Life And Writings Of Sulpitius Severus by Sulpitius Severus
Chapter VI. |After he had kindly accepted our gifts, on the sailors calling us back to the√†
|After he had kindly accepted our gifts, on the sailors calling us back to the sea, we departed; and after a favorable passage, we arrived at Alexandria on the seventh day. There we found a disgraceful strife raging between the bishops and monks, the cause or occasion of which was that the priests were known when assembled together often to have passed decrees in crowded synods to the effect that no one should read or possess the books of Origen. He was, no doubt, regarded as a most able disputant on the sacred Scriptures. But the bishops maintained that there were certain things in his books of an unsound character; and his supporters, not being bold enough to defend these, rather took the line of declaring that they had been inserted by the heretics.

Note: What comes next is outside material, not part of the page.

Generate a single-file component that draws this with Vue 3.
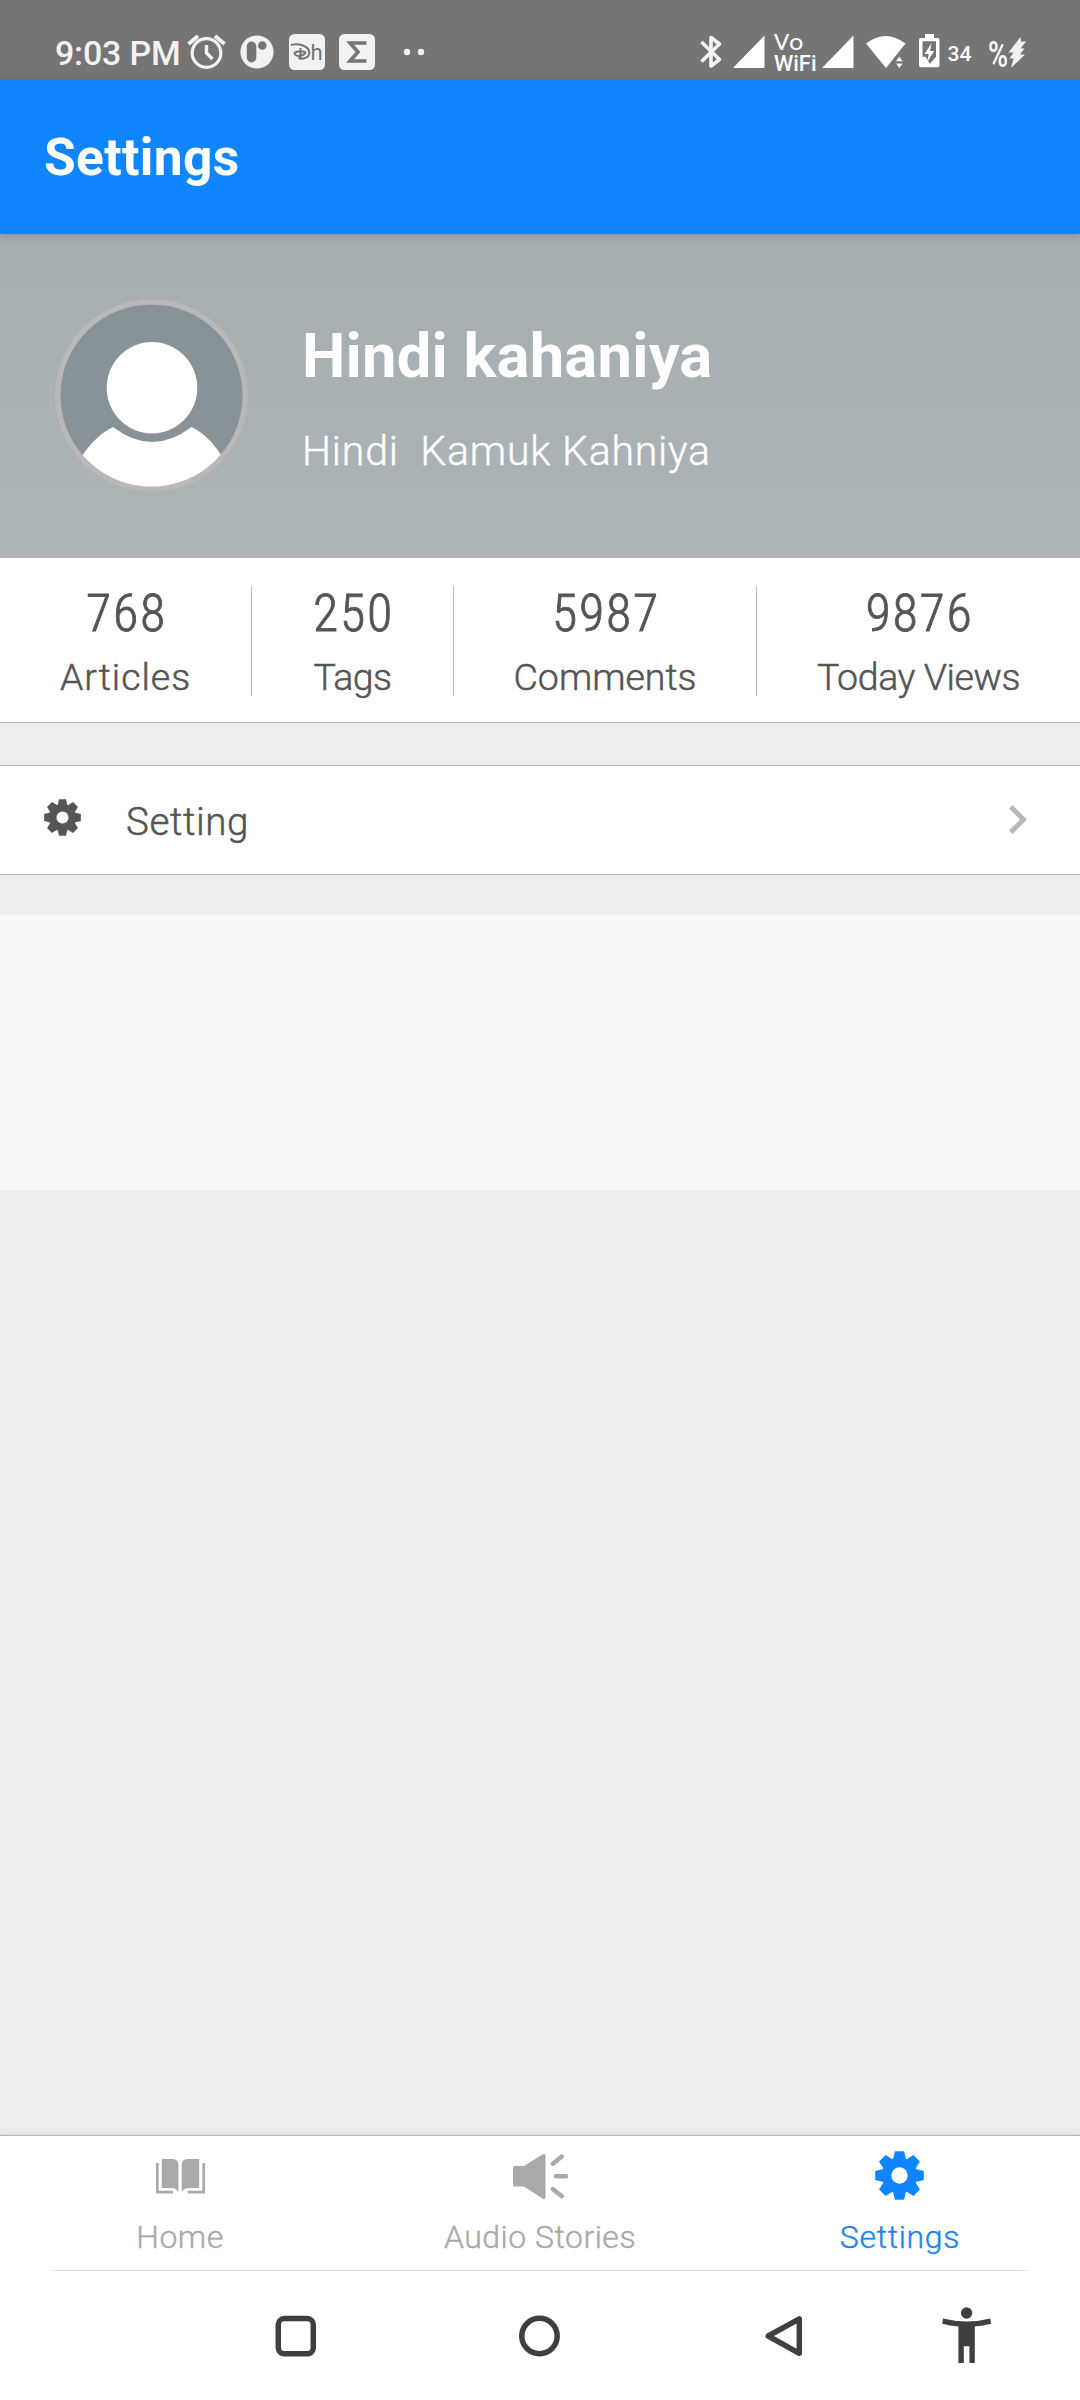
<script setup>
const stats = [
  { value: '768', label: 'Articles', width: 252, spacing: 0.95 },
  { value: '250', label: 'Tags', width: 202, spacing: -0.6 },
  { value: '5987', label: 'Comments', width: 303, spacing: 0 },
  { value: '9876', label: 'Today Views', width: 323, spacing: -0.4 },
]
const teeth = [0, 45, 90, 135, 180, 225, 270, 315]
</script>

<template>
  <div class="screen">
    <div class="status">
      <span class="time">9:03 PM</span>
      <svg class="left-icons" width="244" height="80" viewBox="182 0 244 80">
        <g fill="none" stroke="#f2f2f2">
          <circle cx="206.5" cy="53" r="14.3" stroke-width="3.2" />
          <path d="M206.5 45v8l6 6" stroke-width="3.4" />
          <path d="M188.500 44l9.500-8M224.500 44l-9.500-8" stroke-width="3.8" />
        </g>
        <circle cx="257" cy="52" r="16.600" fill="#f2f2f2" />
        <rect x="246.800" y="41.500" width="9.500" height="21" rx="4.700" fill="#757575" />
        <circle cx="262.300" cy="45.500" r="4.300" fill="#757575" />
        <rect x="289" y="34" width="36" height="36" rx="5.500" fill="#f2f2f2" />
        <path d="M291 45c7-1.800 18.500.5 18.300 8-.1 5.500-8 6.500-11 4.800M300.500 48v11.500M295.500 55c-3-2 1-3.700 5-3.700 4 0 5.500 1 4.500 2.200-1.500 1.800-7 3.500-9.500 1.500" fill="none" stroke="#757575" stroke-width="2" />
        <text x="310.500" y="60" font-size="22" fill="#757575" class="roboto">h</text>
        <rect x="339" y="34" width="36" height="36" rx="5.500" fill="#f2f2f2" />
        <path d="M366.500 43H350l8 9-8 9h16.500" fill="none" stroke="#757575" stroke-width="3.600" />
        <circle cx="407" cy="52" r="3.200" fill="#f2f2f2" />
        <circle cx="421" cy="52" r="3.200" fill="#f2f2f2" />
      </svg>
      <svg class="right-icons" width="332" height="80" viewBox="698 0 332 80" fill="#fff">
        <path d="M701.500 42l18 17.500-8.500 6.500V37.500l8.500 6.500-18 17.500" fill="none" stroke="#f4f4f4" stroke-width="3.600" stroke-linejoin="round" />
        <path d="M734 67.500l30-31v31z" stroke="#fff" stroke-linejoin="round" stroke-width="1" />
        <text x="773.500" y="49.500" font-size="22" textLength="30" lengthAdjust="spacingAndGlyphs" class="roboto">Vo</text>
        <text x="774" y="71" font-size="21.500" font-weight="500" textLength="42.500" lengthAdjust="spacingAndGlyphs" class="roboto">WiFi</text>
        <path d="M823 67.500l30-31v31z" stroke="#fff" stroke-linejoin="round" stroke-width="1" />
        <path d="M866 43.500q19.500-15 39.500 0L886 68z" />
        <path d="M895.500 61.500l3.800-5.300 3.800 5.300zM895.500 63.200h7.600l-3.800 5.300z" stroke="#757575" stroke-width=".6" />
        <path fill-rule="evenodd" d="M925 34h9v4h3.500q2 0 2 2v25.500q0 1.800-2 1.800h-16.500q-2 0-2-1.800V40q0-2 2-2h4zM922.500 41.200v15.500h3l4.500 7 6-7V41.200z" />
        <path d="M931.500 43l-7 11h4.200l-1.500 8 7-11h-4.200z" />
        <text x="947.500" y="60.500" font-size="21" font-weight="500" class="roboto">34</text>
        <text x="988" y="67" font-size="36" textLength="20" lengthAdjust="spacingAndGlyphs" font-weight="500" class="roboto">%</text>
        <path d="M1020.500 37l-12 15.500h5l-4 6h4l-2.500 9.500 14-13.500h-5l4.500-6h-4l5.500-7h-5z" fill="#f2f2f2" />
      </svg>
    </div>

    <header class="appbar">Settings</header>

    <section class="profile">
      <svg class="avatar" width="193" height="193" viewBox="0 0 193 193">
        <defs>
          <clipPath id="disc"><circle cx="96.500" cy="96.500" r="92" /></clipPath>
        </defs>
        <circle cx="96.500" cy="96.500" r="92" fill="#879398" />
        <g clip-path="url(#disc)" fill="#fff">
          <ellipse cx="97" cy="88.700" rx="45.300" ry="45.700" />
          <path d="M58 128q39 30 78.500 0q20 10 33 34L150 193H45L24 162Q38 138 58 128z" />
        </g>
        <circle cx="96.500" cy="96.500" r="93.700" fill="none" stroke="#b8b8b9" stroke-width="5.300" />
      </svg>
      <div class="identity">
        <h1>Hindi kahaniya</h1>
        <p>Hindi&nbsp; Kamuk Kahniya</p>
      </div>
    </section>

    <section class="stats">
      <div v-for="s in stats" :key="s.label" class="stat" :style="{ width: s.width + 'px' }">
        <span class="value">{{ s.value }}</span>
        <span class="label" :style="{ letterSpacing: s.spacing + 'px' }">{{ s.label }}</span>
      </div>
    </section>

    <div class="row">
      <svg class="row-gear" width="37" height="37" viewBox="-24.500 -24.500 49 49">
        <circle r="13" fill="none" stroke="#555" stroke-width="10" />
        <path v-for="a in teeth" :key="a" :transform="`rotate(${a})`" d="M-4.600-24.300h9.200l1.900 8.300h-13z" fill="#555" />
      </svg>
      <span class="row-label">Setting</span>
      <svg class="chevron" width="18" height="29" viewBox="0 0 18 29">
        <path d="M1.800 1.800L14.500 14.500 1.800 27.200" fill="none" stroke="#b8b8b8" stroke-width="4.800" />
      </svg>
    </div>

    <div class="panel"></div>

    <nav class="tabs">
      <div class="tab">
        <svg width="49" height="35" viewBox="0 0 49 35" fill="#a9a9a9">
          <path d="M5.800 0H17q5.500.5 5.500 6v27q-2-4-8-4H5.800zM43.200 0H31.500q-5.800.5-5.800 6v27q2-4 8-4h9.500z" />
          <path d="M0 4h2.600v27.700H17v2.900H0zM49 4h-2.600v27.700H31.700v2.900H49z" />
        </svg>
        <span class="home">Home</span>
      </div>
      <div class="tab">
        <svg width="55" height="45" viewBox="0 0 55 45" fill="#a9a9a9">
          <path d="M1.500 12H11L29.500.5q3-1.500 3 1.500v41q0 3-3 1.500L11 32.500H1.500q-1.500 0-1.500-1.500V13.500Q0 12 1.500 12z" />
          <path d="M39.800 9.700l9-7.200M43 22.300h10M39.800 35l9 7.200" stroke="#a9a9a9" stroke-width="4.400" stroke-linecap="round" />
        </svg>
        <span class="audio">Audio Stories</span>
      </div>
      <div class="tab active">
        <svg width="49" height="49" viewBox="-24.500 -24.500 49 49">
          <circle r="13" fill="none" stroke="#0f85ff" stroke-width="9.600" />
          <path v-for="a in teeth" :key="a" :transform="`rotate(${a})`" d="M-4.600-24.300h9.200l1.900 8.300h-13z" fill="#0f85ff" />
        </svg>
        <span>Settings</span>
      </div>
    </nav>

    <div class="sysnav">
      <svg class="recent" width="42" height="42" viewBox="0 0 42 42"><rect x="3.300" y="3.600" width="35" height="35.200" rx="6" /></svg>
      <svg class="circle" width="42" height="42" viewBox="0 0 42 42"><circle cx="20.500" cy="21" r="17.700" /></svg>
      <svg class="back" width="42" height="42" viewBox="0 0 42 42"><path d="M36.300 3.800v34.500L5.200 21z" stroke-linejoin="round" /></svg>
      <svg class="person" width="50" height="57" viewBox="0 0 50 57">
        <circle cx="24.600" cy="6" r="5.700" />
        <path d="M1 11.500q24 6 47.300 0l.8 5.200q-8 2.300-16.300 2.800V56h-5.400V39.200h-5.600V56h-5.400V19.500Q8 19 .2 16.700z" />
      </svg>
    </div>
  </div>
</template>

<style>
body { background: #ededed; }
</style>

<style scoped>
.screen { width: 1080px; height: 2400px; background: #ededed; display: flex; flex-direction: column; font-family: Roboto, sans-serif; overflow: hidden; }
.screen svg { flex: none; display: block; }
.roboto { font-family: Roboto, sans-serif; }
.status { height: 80px; flex: none; background: #757575; display: flex; align-items: flex-start; }
.time { width: 127px; margin-left: 55px; line-height: 107px; height: 80px; font-size: 34px; font-weight: 500; letter-spacing: -.2px; color: #f2f2f2; white-space: nowrap; }
.right-icons { margin-left: 272px; }
.appbar { height: 154px; flex: none; box-sizing: border-box; padding-left: 44px; line-height: 155px; background: #0f86ff; color: #fff; font-size: 51.5px; font-weight: 700; letter-spacing: .35px; box-shadow: 0 1px 7px rgba(110, 80, 80, .45); position: relative; }
.profile { height: 324px; flex: none; box-sizing: border-box; border-bottom: 1px solid #b1b1b1; background: linear-gradient(#a5adb0, #acb4b7); display: flex; color: #fff; }
.avatar { margin: 65px 0 0 55px; }
.identity { margin: 82px 0 0 54px; }
h1 { margin: 0; line-height: 80px; font-size: 61.5px; font-weight: 700; letter-spacing: .2px; white-space: nowrap; }
p { margin: 25px 0 0; line-height: 60px; font-size: 41px; font-weight: 300; letter-spacing: .8px; white-space: nowrap; -webkit-text-stroke: .4px currentColor; }
.stats { height: 165px; flex: none; box-sizing: border-box; padding-top: 28px; border-bottom: 1px solid #b8b8b8; background: #fff; display: flex; align-items: flex-start; color: #555; }
.stat { height: 110px; flex: none; box-sizing: border-box; display: flex; flex-direction: column; align-items: center; border-right: 1px solid #bdbdbd; }
.stat:last-child { border: 0; }
.value { line-height: 60px; margin: -2px 0 0 2px; font-size: 52px; font-weight: 300; font-stretch: 75%; letter-spacing: 1.7px; -webkit-text-stroke: .8px currentColor; }
.label { line-height: 50px; margin-top: 8px; font-size: 37.5px; font-weight: 300; white-space: nowrap; -webkit-text-stroke: .5px currentColor; }
.row { height: 110px; flex: none; box-sizing: border-box; margin-top: 42px; border-top: 1px solid #b8b8b8; border-bottom: 1px solid #b8b8b8; background: #fff; display: flex; align-items: flex-start; color: #555; }
.row-gear { margin: 33px 0 0 44px; }
.row-label { margin: 31px 0 0 45px; line-height: 50px; font-size: 38.5px; font-weight: 300; letter-spacing: .6px; -webkit-text-stroke: .5px currentColor; }
.chevron { margin: 39px 53px 0 auto; }
.panel { height: 275px; flex: none; margin-top: 40px; background: #f7f7f7; }
.tabs { height: 135px; flex: none; box-sizing: border-box; width: 1080px; margin-top: auto; border-top: 1px solid #b4b4b4; box-shadow: 0 0 6px rgba(0, 0, 0, .13); background: #fff; display: flex; color: #a9a9a9; }
.tab { width: 360px; display: flex; flex-direction: column; align-items: center; font-size: 32px; font-weight: 300; letter-spacing: .5px; -webkit-text-stroke: .4px currentColor; }
.tab svg { margin-top: 23px; }
.tab:nth-child(2) svg { margin-top: 18px; }
.tab.active svg { margin-top: 15px; }
.tab.active { margin-left: -1px; }
.tab span { line-height: 50px; margin-top: 18px; }
.tab .audio { margin-top: 13px; }
.tab.active span { margin: 12px 0 0 2px; color: #1f84ea; letter-spacing: .7px; }
.sysnav { height: 130px; flex: none; background: linear-gradient(90deg, transparent 48px, #dedede 58px, #dedede 1020px, transparent 1032px) 0 0 / 100% 1px no-repeat #fff; z-index: 1; display: flex; align-items: flex-start; fill: none; stroke: #3f3f3f; stroke-width: 5.500; }
.recent { margin: 45px 0 0 275px; }
.circle { margin: 45px 0 0 202px; }
.back { margin: 45px 0 0 202px; }
.person { margin: 37px 0 0 137px; fill: #3f3f3f; stroke: none; }
</style>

They affirmed, therefore, that the other portions of his writings were not to be condemned on account of those things which justly fell under censure, since the faith of readers could easily make a distinction, so that they should not follow what had been forged, and yet should keep hold of those points which were handled in accordance with the Catholic faith. They remarked that there was nothing wonderful if, in modern and recent writings, heretical guile had been at work; since it had not feared in certain places to attack even Gospel truth. The bishops, struggling against these positions to the utmost extent of their power, insisted that what was quite correct in the writings of Origen should, along with the author himself, and even his whole works, be condemned, because those books were more than sufficient which the church had received. They also said that the reading was to be avoided of such works as would do more harm to the unwise than they would benefit the wise. For my part, on being led by curiosity to investigate some portions of these writings, I found very many things which pleased me, but some that were to be blamed. I think it is clear that the author himself really entertained these impious opinions, though his defenders maintain that the passages have been forged. I truly wonder that one and the same man could have been so different from himself as that, in the portion which is approved, he has no equal since the times of the Apostles, while in that which is justly condemned, no one can be shown to have erred more egregiously.